**INFORMATION SUPPLIED:**
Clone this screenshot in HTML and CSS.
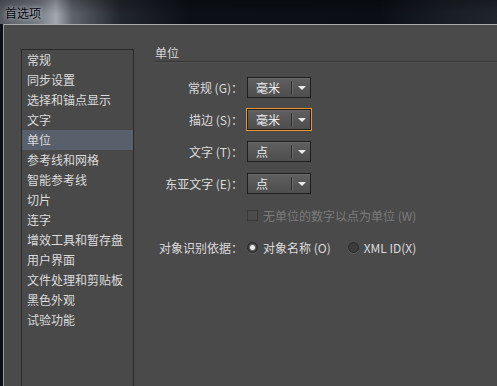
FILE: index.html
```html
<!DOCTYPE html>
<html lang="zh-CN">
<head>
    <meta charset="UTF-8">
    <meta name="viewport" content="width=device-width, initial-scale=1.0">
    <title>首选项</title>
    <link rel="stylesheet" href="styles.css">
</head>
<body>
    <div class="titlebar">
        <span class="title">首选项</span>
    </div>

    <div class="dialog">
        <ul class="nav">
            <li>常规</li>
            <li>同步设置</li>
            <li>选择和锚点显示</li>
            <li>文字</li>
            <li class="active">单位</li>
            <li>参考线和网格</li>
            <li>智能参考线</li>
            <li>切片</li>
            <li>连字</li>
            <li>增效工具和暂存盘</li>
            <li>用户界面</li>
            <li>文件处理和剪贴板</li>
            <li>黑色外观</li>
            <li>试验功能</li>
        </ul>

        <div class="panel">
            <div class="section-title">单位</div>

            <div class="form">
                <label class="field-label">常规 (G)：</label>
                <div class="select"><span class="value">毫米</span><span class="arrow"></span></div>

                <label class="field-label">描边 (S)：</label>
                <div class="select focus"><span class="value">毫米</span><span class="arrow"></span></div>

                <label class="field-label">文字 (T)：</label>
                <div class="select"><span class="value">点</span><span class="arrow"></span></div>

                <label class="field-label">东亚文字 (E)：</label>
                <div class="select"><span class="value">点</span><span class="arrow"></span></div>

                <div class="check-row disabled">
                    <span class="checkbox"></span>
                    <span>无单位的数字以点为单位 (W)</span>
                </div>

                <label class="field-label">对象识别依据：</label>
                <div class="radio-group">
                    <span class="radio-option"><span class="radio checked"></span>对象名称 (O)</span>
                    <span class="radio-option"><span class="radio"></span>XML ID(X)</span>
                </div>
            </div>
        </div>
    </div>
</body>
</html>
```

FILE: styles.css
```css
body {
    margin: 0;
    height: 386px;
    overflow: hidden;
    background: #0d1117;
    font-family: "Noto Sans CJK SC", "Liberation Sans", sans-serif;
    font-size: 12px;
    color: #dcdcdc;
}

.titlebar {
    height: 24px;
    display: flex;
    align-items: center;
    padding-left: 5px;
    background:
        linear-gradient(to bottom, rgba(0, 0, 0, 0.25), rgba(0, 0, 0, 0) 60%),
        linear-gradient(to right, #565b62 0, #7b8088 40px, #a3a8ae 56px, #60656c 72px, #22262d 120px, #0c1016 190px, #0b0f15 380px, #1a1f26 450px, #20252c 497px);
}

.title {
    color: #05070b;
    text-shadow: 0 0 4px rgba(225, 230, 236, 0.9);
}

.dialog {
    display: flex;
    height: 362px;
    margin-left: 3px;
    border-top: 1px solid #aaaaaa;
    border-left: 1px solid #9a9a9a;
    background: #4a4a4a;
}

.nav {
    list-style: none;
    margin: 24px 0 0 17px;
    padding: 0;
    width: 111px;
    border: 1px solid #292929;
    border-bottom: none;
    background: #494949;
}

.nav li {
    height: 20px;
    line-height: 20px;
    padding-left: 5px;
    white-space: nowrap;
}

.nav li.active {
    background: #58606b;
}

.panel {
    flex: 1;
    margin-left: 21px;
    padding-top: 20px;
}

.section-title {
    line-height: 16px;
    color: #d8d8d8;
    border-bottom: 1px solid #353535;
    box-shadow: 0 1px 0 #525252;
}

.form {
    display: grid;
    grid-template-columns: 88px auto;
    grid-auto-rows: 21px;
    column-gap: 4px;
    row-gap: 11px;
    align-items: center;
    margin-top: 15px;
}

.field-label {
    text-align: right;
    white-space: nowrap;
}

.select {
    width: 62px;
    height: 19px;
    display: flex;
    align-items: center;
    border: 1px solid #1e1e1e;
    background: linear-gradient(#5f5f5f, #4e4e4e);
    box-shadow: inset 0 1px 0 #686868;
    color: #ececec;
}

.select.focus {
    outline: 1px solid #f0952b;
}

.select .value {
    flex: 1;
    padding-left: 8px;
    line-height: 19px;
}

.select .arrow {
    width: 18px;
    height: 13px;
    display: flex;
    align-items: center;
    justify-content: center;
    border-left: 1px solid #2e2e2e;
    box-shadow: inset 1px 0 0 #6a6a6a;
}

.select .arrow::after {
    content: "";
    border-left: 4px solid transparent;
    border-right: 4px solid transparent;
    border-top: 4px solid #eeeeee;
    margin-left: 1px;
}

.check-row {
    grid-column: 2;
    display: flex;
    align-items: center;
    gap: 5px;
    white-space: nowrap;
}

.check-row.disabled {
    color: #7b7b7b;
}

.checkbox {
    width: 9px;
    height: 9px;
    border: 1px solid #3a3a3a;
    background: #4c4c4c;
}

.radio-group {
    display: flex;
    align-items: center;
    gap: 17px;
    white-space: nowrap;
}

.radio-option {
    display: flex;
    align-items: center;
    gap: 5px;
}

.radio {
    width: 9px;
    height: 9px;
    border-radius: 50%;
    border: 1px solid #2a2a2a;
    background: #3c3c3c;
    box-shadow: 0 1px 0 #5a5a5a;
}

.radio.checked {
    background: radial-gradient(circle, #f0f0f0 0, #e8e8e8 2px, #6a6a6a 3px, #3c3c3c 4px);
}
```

**TASK INSTRUCTIONS:** Output the material word for word, omitting its pictures.

**ANSWER TO THIS EXERCISE:**
Clone this screenshot in HTML and CSS.
FILE: index.html
```html
<!DOCTYPE html>
<html lang="zh-CN">
<head>
    <meta charset="UTF-8">
    <meta name="viewport" content="width=device-width, initial-scale=1.0">
    <title>首选项</title>
    <link rel="stylesheet" href="styles.css">
</head>
<body>
    <div class="titlebar">
        <span class="title">首选项</span>
    </div>

    <div class="dialog">
        <ul class="nav">
            <li>常规</li>
            <li>同步设置</li>
            <li>选择和锚点显示</li>
            <li>文字</li>
            <li class="active">单位</li>
            <li>参考线和网格</li>
            <li>智能参考线</li>
            <li>切片</li>
            <li>连字</li>
            <li>增效工具和暂存盘</li>
            <li>用户界面</li>
            <li>文件处理和剪贴板</li>
            <li>黑色外观</li>
            <li>试验功能</li>
        </ul>

        <div class="panel">
            <div class="section-title">单位</div>

            <div class="form">
                <label class="field-label">常规 (G)：</label>
                <div class="select"><span class="value">毫米</span><span class="arrow"></span></div>

                <label class="field-label">描边 (S)：</label>
                <div class="select focus"><span class="value">毫米</span><span class="arrow"></span></div>

                <label class="field-label">文字 (T)：</label>
                <div class="select"><span class="value">点</span><span class="arrow"></span></div>

                <label class="field-label">东亚文字 (E)：</label>
                <div class="select"><span class="value">点</span><span class="arrow"></span></div>

                <div class="check-row disabled">
                    <span class="checkbox"></span>
                    <span>无单位的数字以点为单位 (W)</span>
                </div>

                <label class="field-label">对象识别依据：</label>
                <div class="radio-group">
                    <span class="radio-option"><span class="radio checked"></span>对象名称 (O)</span>
                    <span class="radio-option"><span class="radio"></span>XML ID(X)</span>
                </div>
            </div>
        </div>
    </div>
</body>
</html>
```

FILE: styles.css
```css
body {
    margin: 0;
    height: 386px;
    overflow: hidden;
    background: #0d1117;
    font-family: "Noto Sans CJK SC", "Liberation Sans", sans-serif;
    font-size: 12px;
    color: #dcdcdc;
}

.titlebar {
    height: 24px;
    display: flex;
    align-items: center;
    padding-left: 5px;
    background:
        linear-gradient(to bottom, rgba(0, 0, 0, 0.25), rgba(0, 0, 0, 0) 60%),
        linear-gradient(to right, #565b62 0, #7b8088 40px, #a3a8ae 56px, #60656c 72px, #22262d 120px, #0c1016 190px, #0b0f15 380px, #1a1f26 450px, #20252c 497px);
}

.title {
    color: #05070b;
    text-shadow: 0 0 4px rgba(225, 230, 236, 0.9);
}

.dialog {
    display: flex;
    height: 362px;
    margin-left: 3px;
    border-top: 1px solid #aaaaaa;
    border-left: 1px solid #9a9a9a;
    background: #4a4a4a;
}

.nav {
    list-style: none;
    margin: 24px 0 0 17px;
    padding: 0;
    width: 111px;
    border: 1px solid #292929;
    border-bottom: none;
    background: #494949;
}

.nav li {
    height: 20px;
    line-height: 20px;
    padding-left: 5px;
    white-space: nowrap;
}

.nav li.active {
    background: #58606b;
}

.panel {
    flex: 1;
    margin-left: 21px;
    padding-top: 20px;
}

.section-title {
    line-height: 16px;
    color: #d8d8d8;
    border-bottom: 1px solid #353535;
    box-shadow: 0 1px 0 #525252;
}

.form {
    display: grid;
    grid-template-columns: 88px auto;
    grid-auto-rows: 21px;
    column-gap: 4px;
    row-gap: 11px;
    align-items: center;
    margin-top: 15px;
}

.field-label {
    text-align: right;
    white-space: nowrap;
}

.select {
    width: 62px;
    height: 19px;
    display: flex;
    align-items: center;
    border: 1px solid #1e1e1e;
    background: linear-gradient(#5f5f5f, #4e4e4e);
    box-shadow: inset 0 1px 0 #686868;
    color: #ececec;
}

.select.focus {
    outline: 1px solid #f0952b;
}

.select .value {
    flex: 1;
    padding-left: 8px;
    line-height: 19px;
}

.select .arrow {
    width: 18px;
    height: 13px;
    display: flex;
    align-items: center;
    justify-content: center;
    border-left: 1px solid #2e2e2e;
    box-shadow: inset 1px 0 0 #6a6a6a;
}

.select .arrow::after {
    content: "";
    border-left: 4px solid transparent;
    border-right: 4px solid transparent;
    border-top: 4px solid #eeeeee;
    margin-left: 1px;
}

.check-row {
    grid-column: 2;
    display: flex;
    align-items: center;
    gap: 5px;
    white-space: nowrap;
}

.check-row.disabled {
    color: #7b7b7b;
}

.checkbox {
    width: 9px;
    height: 9px;
    border: 1px solid #3a3a3a;
    background: #4c4c4c;
}

.radio-group {
    display: flex;
    align-items: center;
    gap: 17px;
    white-space: nowrap;
}

.radio-option {
    display: flex;
    align-items: center;
    gap: 5px;
}

.radio {
    width: 9px;
    height: 9px;
    border-radius: 50%;
    border: 1px solid #2a2a2a;
    background: #3c3c3c;
    box-shadow: 0 1px 0 #5a5a5a;
}

.radio.checked {
    background: radial-gradient(circle, #f0f0f0 0, #e8e8e8 2px, #6a6a6a 3px, #3c3c3c 4px);
}
```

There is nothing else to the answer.